Since much, but not all, of this language research is done by non-Natives, it runs the risk of perpetuating the Orientalist history of academic scholarship by white Western scholars on non-white, non-western languages and cultures. This "remorse that produces anthropology" (Derrida, 1976, p. 114) has not gone unnoticed by linguists. Phillipson's 1992 work Linguistic Imperialism addresses the long tradition of the British- and American-sponsored spread of English throughout the world, often at the expense of local languages. Pennycook (1994, 1998) also addresses this problematic history of English language education and research worldwide while Deloria (1969), Krupat (1992, 1996) and Keenan (2000-2001) focus on the troubling history of scholarship on Native Americans done by non-Natives. While their focuses may vary from anthropology to history to American Studies, they share an insistence on local control of Native issues.

Inherent in the belief that languages should be  part of the daily lives of their speakers is the belief that languages are not merely ornamentation.
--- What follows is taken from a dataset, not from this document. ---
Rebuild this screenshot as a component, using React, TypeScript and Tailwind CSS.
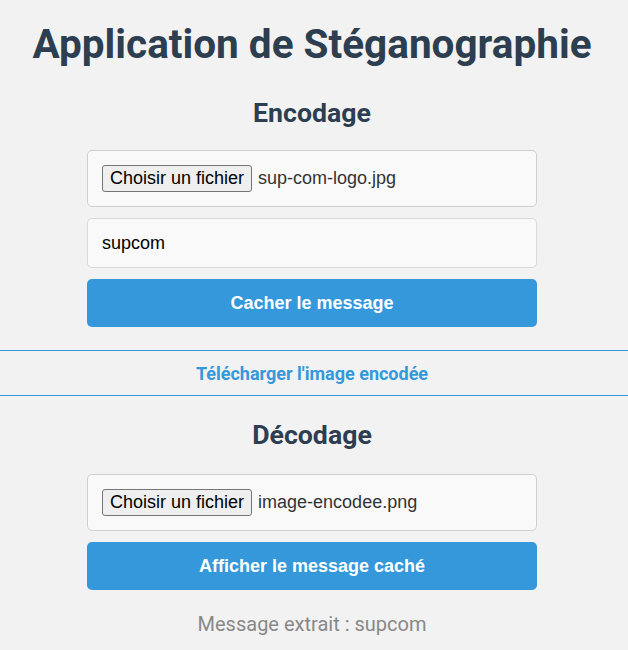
import React, { useState } from 'react';

// faux champ fichier : le bouton natif serait en anglais dans le navigateur
const FileField: React.FC<{ fileName: string }> = ({ fileName }) => (
  <label className="flex h-[57px] items-center rounded-[5px] border border-[#cfcfcf] bg-[#f9f9f9] px-[14px] font-['Liberation_Sans',Arial,sans-serif] text-[18px] cursor-pointer">
    <input type="file" className="hidden" />
    <span className="rounded-[3px] border border-[#767676] bg-[#efefef] px-[7px] py-[2px] leading-[21px] text-black">
      Choisir un fichier
    </span>
    <span className="ml-[6px] text-[#333]">{fileName}</span>
  </label>
);

const ActionButton: React.FC<{ label: string; onClick?: () => void }> = ({ label, onClick }) => (
  <button
    onClick={onClick}
    className="h-[48px] w-full rounded-[5px] bg-[#3498db] font-['Liberation_Sans',Arial,sans-serif] text-[18px] font-bold text-white hover:bg-[#2980b9]"
  >
    {label}
  </button>
);

const App: React.FC = () => {
  const [message, setMessage] = useState('supcom');
  const [extracted, setExtracted] = useState('supcom');

  return (
    <div className="min-h-screen bg-[#f2f2f2] pb-4 pr-[4px] font-['Roboto',sans-serif]">
      <h1 className="pt-[20px] text-center text-[40.5px] leading-[48px] font-bold text-[#2c3e50]">
        Application de Stéganographie
      </h1>

      {/* --- Encodage --- */}
      <h2 className="mt-[29px] text-center text-[26.7px] leading-[32px] font-bold text-[#2c3e50]">Encodage</h2>
      <div className="mx-auto mt-[21px] flex w-[450px] flex-col gap-[11px]">
        <FileField fileName="sup-com-logo.jpg" />
        <input
          type="text"
          value={message}
          onChange={e => setMessage(e.target.value)}
          className="h-[50px] rounded-[5px] border border-[#d9d9d9] bg-[#f9f9f9] px-[14px] font-['Liberation_Sans',Arial,sans-serif] text-[18px] text-black outline-none"
        />
        <ActionButton label="Cacher le message" />
      </div>

      <div className="-mr-[4px] mt-[23px] flex h-[46px] items-center justify-center border-y border-[#3498db] pr-[4px]">
        <a href="#" className="text-[18px] font-bold text-[#3498db]">
          Télécharger l'image encodée
        </a>
      </div>

      {/* --- Décodage --- */}
      <h2 className="mt-[23px] text-center text-[26.7px] leading-[32px] font-bold text-[#2c3e50]">Décodage</h2>
      <div className="mx-auto mt-[23px] flex w-[450px] flex-col gap-[11px]">
        <FileField fileName="image-encodee.png" />
        <ActionButton label="Afficher le message caché" onClick={() => setExtracted(message)} />
      </div>

      <p className="mt-[22px] text-center text-[20px] leading-[24px] text-[#888]">Message extrait : {extracted}</p>
    </div>
  );
};

export default App;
If certain languages cease to play the roles assigned to language, then there seems to be little purpose in maintaining their existence artificially in books and computers. However, the complex history of Native Americans in the United States makes this issue even more unclear. The traditional privileging of languages associated with the dominant class in society renders the linguistic playing field uneven. Native American languages are not thriving in this country (see Zepeda & Hill, 1991, for an overview) and there are clear historical reasons for this failure to thrive. Does the relative lack of vitality today of some Native American languages indicate that they are destined for obsolescence? This death sentence does not seem fair to people who want to learn these languages and people who want to study them. The "underdog" status of non-dominant languages motivates many people, speakers and non-speakers alike, to work for the preservation of languages that seem to have been unfairly marked for death. However, this preservation work is fraught with complexity as indigenous people struggling to make decisions for their language's future are confronted with linguistic and even technological details for which they may be unprepared. In the following section, I address some of these concerns.

Community Issues

As mentioned above, members of both Native and educational communities wish to ensure that learning a Native American language will not interfere with students' English language skills to the detriment of their success in the larger world beyond the village or reservation. Native villages like Bethel, Alaska, are not isolated villages. Although they may be hundreds of miles from a "real" city, most homes are connected to the outside world via cable/satellite television and the Internet. Like students everywhere in the United States, Yup'ik-speaking children spend a large amount of time watching television, playing videogames, and surfing the Web, all of which are predominantly in English. Since virtually none of these media offer content in Yup'ik and since it seems doubtful that there will be an increase in Yup'ik-language television broadcasts or Web sites, exposure to popular culture for children in Bethel continues to accentuate English and to hinder any communicative possibilities of Yup'ik.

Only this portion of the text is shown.